There is at least one former Aberdeen manager who will have winced seeing the team totter out of the Dens Park tunnel in their pale grey third kit.
They have had enough difficulty finding one another in the final third without literally fading into the background.
But invisibility can be a superpower. And so it proved for Kevin Nisbet, suddenly bitten by the scoring bug, and able to ghost unseen to the back post to launch Aberdeen into an unaccustomed lead.
With less time to consider the options Nisbet instinctively selected the correct one, hoisting the ball over Jon McCracken’s dive path and into the roof of the net.

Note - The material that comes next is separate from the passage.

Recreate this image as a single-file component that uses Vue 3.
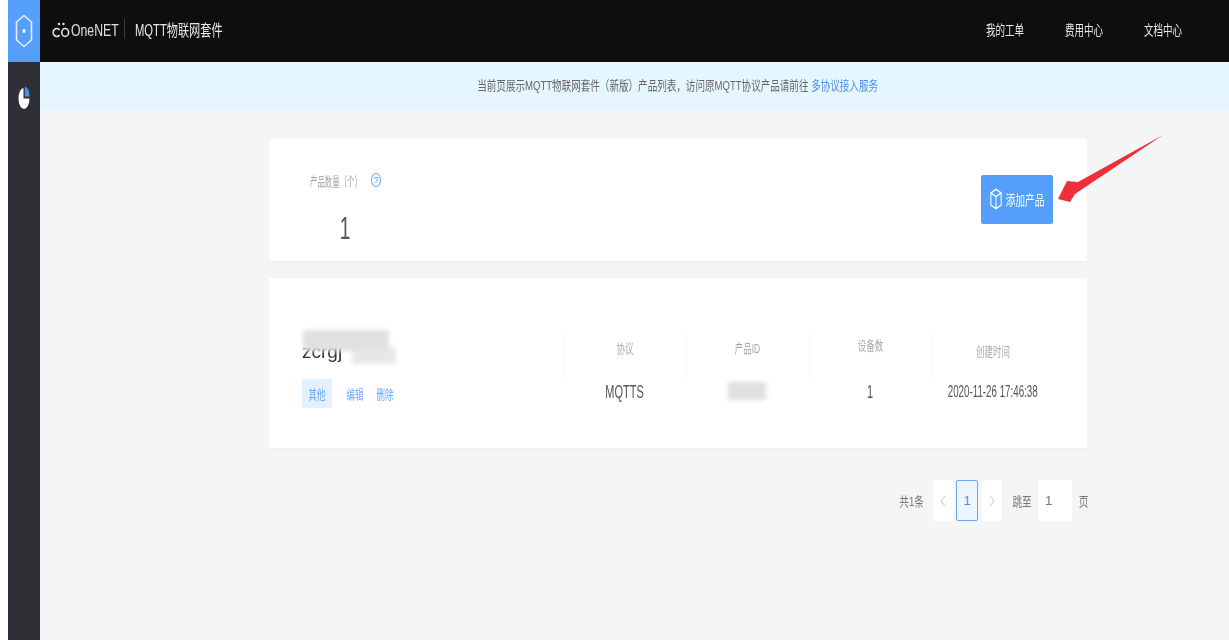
<script setup>
const stats = [
  { label: '协议', value: 'MQTTS', pos: '' },
  { label: '产品ID', value: '', masked: true, pos: '' },
  { label: '设备数', value: '1', pos: 'high' },
  { label: '创建时间', value: '2020-11-26 17:46:38', pos: 'low' }
]
const navLinks = ['我的工单', '费用中心', '文档中心']
</script>

<template>
  <div class="page">
    <aside class="side">
      <div class="side-logo">
        <svg width="18" height="34" viewBox="0 0 18 34">
          <path d="M9 1.5 L16.5 8 V26 L9 32.5 L1.5 26 V8 Z" fill="none" stroke="#e6f1ff" stroke-width="1.6" stroke-linejoin="round" />
          <ellipse cx="9" cy="17" rx="1.5" ry="2" fill="#fff" />
        </svg>
      </div>
      <div class="side-item">
        <svg width="12" height="24" viewBox="0 0 12 16" preserveAspectRatio="none">
          <path d="M5.5 2 A5.5 7 0 1 0 11.5 9 H5.5 Z" fill="#fff" />
          <path d="M6.8 1 A5 6 0 0 1 11.5 7.6 H6.8 Z" fill="#4a90e8" />
        </svg>
      </div>
    </aside>

    <div class="main">
      <header class="top">
        <div class="brand">
          <svg class="brand-mark" width="18" height="18" viewBox="0 0 18 18">
            <path d="M7.6 10 A3.6 4 0 1 0 7.6 15" fill="none" stroke="#e8e8e8" stroke-width="1.6" />
            <ellipse cx="13.2" cy="12.5" rx="3.4" ry="4" fill="none" stroke="#e8e8e8" stroke-width="1.6" />
            <circle cx="7" cy="4" r="1.2" fill="#e8e8e8" />
            <circle cx="11.5" cy="4" r="1.2" fill="#e8e8e8" />
          </svg>
          <span class="brand-name">OneNET</span>
          <i class="brand-sep"></i>
          <span class="brand-title">MQTT物联网套件</span>
        </div>
        <nav class="top-nav">
          <a v-for="link in navLinks" :key="link">{{ link }}</a>
        </nav>
      </header>

      <div class="notice">
        <span class="notice-text">当前页展示MQTT物联网套件（新版）产品列表，访问原MQTT协议产品请前往 <a>多协议接入服务</a></span>
      </div>

      <section class="content">
        <div class="card summary">
          <div class="count">
            <div class="count-label">
              <span class="label-text">产品数量（个）</span>
              <span class="help">?</span>
            </div>
            <div class="count-num">1</div>
          </div>
          <button class="add-btn">
            <svg width="12" height="22" viewBox="0 0 14 18" preserveAspectRatio="none">
              <path d="M7 1 L13 4 V14 L7 17 L1 14 V4 Z M1 4 L7 7 L13 4 M7 7 V17" fill="none" stroke="#fff" stroke-width="1.2" />
            </svg>
            <span class="add-text"><span class="sq">添加产品</span></span>
          </button>
        </div>

        <div class="card product">
          <div class="product-info">
            <div class="product-name">
              <span class="name-text">zcrgj</span>
              <i class="smudge name-smudge"></i>
              <i class="smudge name-smudge2"></i>
            </div>
            <div class="product-actions">
              <a class="active"><span class="sq">其他</span></a>
              <a class="gap"><span class="sq">编辑</span></a>
              <a><span class="sq">删除</span></a>
            </div>
          </div>
          <div class="stats">
            <div v-for="s in stats" :key="s.label" class="stat">
              <div class="stat-label" :class="s.pos"><span class="sq">{{ s.label }}</span></div>
              <div class="stat-value">
                <i v-if="s.masked" class="smudge id-smudge"></i>
                <span v-else class="sq">{{ s.value }}</span>
              </div>
            </div>
          </div>
        </div>

        <div class="pager">
          <span class="pg-text pg-total"><span class="sq">共1条</span></span>
          <span class="pg-btn prev">
            <svg width="6" height="12" viewBox="0 0 6 12"><path d="M5 1 L1 6 L5 11" fill="none" stroke="#c4c4c4" /></svg>
          </span>
          <span class="pg-btn pg-on">1</span>
          <span class="pg-btn next">
            <svg width="6" height="12" viewBox="0 0 6 12"><path d="M1 1 L5 6 L1 11" fill="none" stroke="#c4c4c4" /></svg>
          </span>
          <span class="pg-text pg-jump"><span class="sq">跳至</span></span>
          <span class="pg-input">1</span>
          <span class="pg-text pg-unit"><span class="sq">页</span></span>
        </div>
      </section>
    </div>

    <svg class="arrow" width="110" height="80" viewBox="0 0 110 80">
      <path d="M107 1 L22 48 L11 47 L2 65 L14 68 L19 60 Z" fill="#ee2f38" />
    </svg>
  </div>
</template>

<style>
html, body { margin: 0; background: #fff; }
</style>

<style scoped>
.page {
  position: relative;
  display: flex;
  height: 640px;
  padding-left: 8px;
  box-sizing: border-box;
  overflow: hidden;
  font-family: "Liberation Sans", "Noto Sans CJK SC", sans-serif;
  color: #666;
}

/* the reference is squeezed sideways, so text is narrowed inside fixed boxes */
.sq {
  display: inline-block;
  flex: none;
  white-space: nowrap;
  transform: scaleX(0.65);
}

.side {
  width: 32px;
  flex: none;
  background: #2f3036;
}
.side-logo {
  height: 62px;
  background: #559ffb;
  display: flex;
  align-items: center;
  justify-content: center;
}
.side-item {
  display: flex;
  justify-content: center;
  padding-top: 23px;
}

.main {
  flex: 1;
  min-width: 0;
  background: #f4f5f7;
  display: flex;
  flex-direction: column;
}

.top {
  height: 62px;
  flex: none;
  background: #0e0e0e;
  display: flex;
  align-items: center;
  justify-content: space-between;
  padding: 0 38px 4px 12px;
  box-sizing: border-box;
  color: #e8e8e8;
}
.brand {
  display: flex;
  align-items: center;
}
.brand-mark { margin-right: 1px; }
.brand-name {
  width: 47px;
  font-size: 17px;
  color: #e0e0e0;
  white-space: nowrap;
  transform: scaleX(0.72);
  transform-origin: left;
  padding-top: 3px;
}
.brand-sep {
  width: 1px;
  height: 20px;
  background: #3c3c3c;
  margin: 0 10px 0 6px;
}
.brand-title {
  font-size: 16px;
  white-space: nowrap;
  transform: scaleX(0.7);
  transform-origin: left;
}
.top-nav {
  display: flex;
  gap: 23px;
  font-size: 14px;
}
.top-nav a { transform: scaleX(0.68); }

.notice {
  height: 48px;
  flex: none;
  background: #e6f6ff;
  font-size: 13px;
  color: #666;
  display: flex;
  align-items: center;
  justify-content: center;
  padding: 0 0 3px 87px;
  box-sizing: border-box;
}
.notice-text {
  flex: none;
  white-space: pre;
  transform: scaleX(0.735);
}
.notice a { color: #4a90e2; }

.content {
  width: 818px;
  margin-left: 229px;
  padding-top: 29px;
  display: flex;
  flex-direction: column;
}

.card {
  background: #fff;
  box-shadow: 0 1px 2px rgba(0, 0, 0, 0.03);
}

.summary {
  height: 122px;
  display: flex;
  justify-content: space-between;
  align-items: center;
  padding: 0 34px 0 41px;
  box-sizing: border-box;
}
.count { margin-top: 13px; }
.count-label {
  display: flex;
  align-items: center;
  color: #a6a6a6;
  font-size: 13px;
}
.label-text {
  width: 52px;
  white-space: nowrap;
  transform: scaleX(0.57);
  transform-origin: left;
}
.help {
  width: 10px;
  height: 14px;
  border: 1px solid #6aa7f5;
  border-radius: 50%;
  margin-left: 9px;
  box-sizing: border-box;
  color: #4a90e2;
  font-size: 9px;
  line-height: 12px;
  text-align: center;
}
.count-num {
  width: 70px;
  font-size: 32px;
  line-height: 30px;
  color: #555;
  text-align: center;
  margin-top: 23px;
  transform: scaleX(0.6);
}
.add-btn {
  width: 72px;
  height: 49px;
  margin-top: -2px;
  border: 0;
  border-radius: 2px;
  background: #559ffb;
  color: #fff;
  font: inherit;
  font-size: 14px;
  display: flex;
  align-items: center;
  justify-content: center;
  gap: 3px;
  padding: 0;
}
.add-text {
  width: 39px;
  display: flex;
  justify-content: center;
}
.add-text .sq { transform: scaleX(0.7); }

.product {
  margin-top: 17px;
  height: 170px;
  display: flex;
  align-items: flex-start;
  padding: 54px 33px 0 33px;
  box-sizing: border-box;
}
.product-info {
  width: 261px;
  flex: none;
}
.product-name {
  position: relative;
  height: 47px;
  font-size: 19px;
  line-height: 40px;
  color: #333;
}
.name-text {
  display: inline-block;
  filter: blur(0.6px);
}
.smudge {
  display: block;
  background: #e0e0e0;
  filter: blur(2px);
}
.product-name .smudge { position: absolute; }
.name-smudge {
  left: 1px;
  top: -2px;
  width: 86px;
  height: 21px;
}
.name-smudge2 {
  left: 50px;
  top: 15px;
  width: 44px;
  height: 17px;
  opacity: 0.75;
}
.product-actions {
  display: flex;
  align-items: center;
  font-size: 13px;
  color: #6aa7f5;
}
.product-actions a {
  width: 30px;
  height: 29px;
  display: flex;
  align-items: center;
  justify-content: center;
}
.product-actions a.active { background: #e3f0fe; }
.product-actions a.gap { margin-left: 8px; }

.stats {
  flex: 1;
  display: flex;
}
.stat {
  flex: 1;
  min-width: 0;
  display: flex;
  flex-direction: column;
  align-items: center;
}
.stat-label {
  align-self: stretch;
  display: flex;
  justify-content: center;
  height: 48px;
  box-sizing: border-box;
  border-left: 1px solid #f7f7f7;
  font-size: 13px;
  color: #a9a9a9;
  line-height: 34px;
}
.stat-label.high { line-height: 28px; }
.stat-label.low { line-height: 40px; }
.stat-value {
  align-self: stretch;
  display: flex;
  justify-content: center;
  height: 24px;
  font-size: 18px;
  color: #555;
  line-height: 24px;
}
.stat:last-child .stat-value { font-size: 16px; }
.stat-value .sq { transform: scaleX(0.61); }
.id-smudge {
  width: 38px;
  height: 18px;
  margin-top: 2px;
}

.pager {
  display: flex;
  align-items: center;
  justify-content: flex-end;
  margin-top: 31px;
  font-size: 13px;
  color: #777;
  height: 43px;
}
.pg-text {
  display: flex;
  justify-content: center;
}
.pg-text .sq { transform: scaleX(0.74); }
.pg-total { width: 28px; }
.pg-btn {
  width: 20px;
  height: 41px;
  background: #fff;
  display: flex;
  align-items: center;
  justify-content: center;
  box-sizing: border-box;
}
.prev { margin-left: 7px; }
.pg-on {
  width: 22px;
  margin: 0 4px 0 3px;
  border: 1px solid #6aa7f5;
  border-radius: 2px;
  background: #edf5fe;
  color: #4a90e2;
}
.pg-jump {
  width: 17px;
  margin-left: 11px;
}
.pg-input {
  width: 34px;
  height: 41px;
  background: #fff;
  margin-left: 8px;
  padding-left: 7px;
  box-sizing: border-box;
  display: flex;
  align-items: center;
}
.pg-unit {
  width: 8px;
  margin-left: 7px;
}

.arrow {
  position: absolute;
  left: 1056px;
  top: 134px;
}
</style>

Perhaps the side’s muted uniforms worked in favour of Topi Keskinen too. Maybe had they been in their customary vivid red, Keskinen’s eye would have been drawn to the promising positions of Alexander Jensen or Pape Gueye rather than the distant corner of Dundee’s net.
No disguising the quality of the Finn’s finish, though, or the relief with which it was met.
And in two separate episodes of penalty box mayhem did Dons defenders appear from nowhere to foil flurries of Dundee shots.
It would be a stretch to call it defending of the granite which the strip evokes, but it was effective enough to allow them to vanish up the road with a desperately sought league victory.
It should not be arithmetically possible for a first win in 15 to lift a team to third in the table, but there Aberdeen stand thanks to a combination of their own early form and the major traffic jam in the Premiership’s central section.
With so many clubs still in touch, they cannot leave it so long again to quarry their next block of points, or they would be in a deep hole.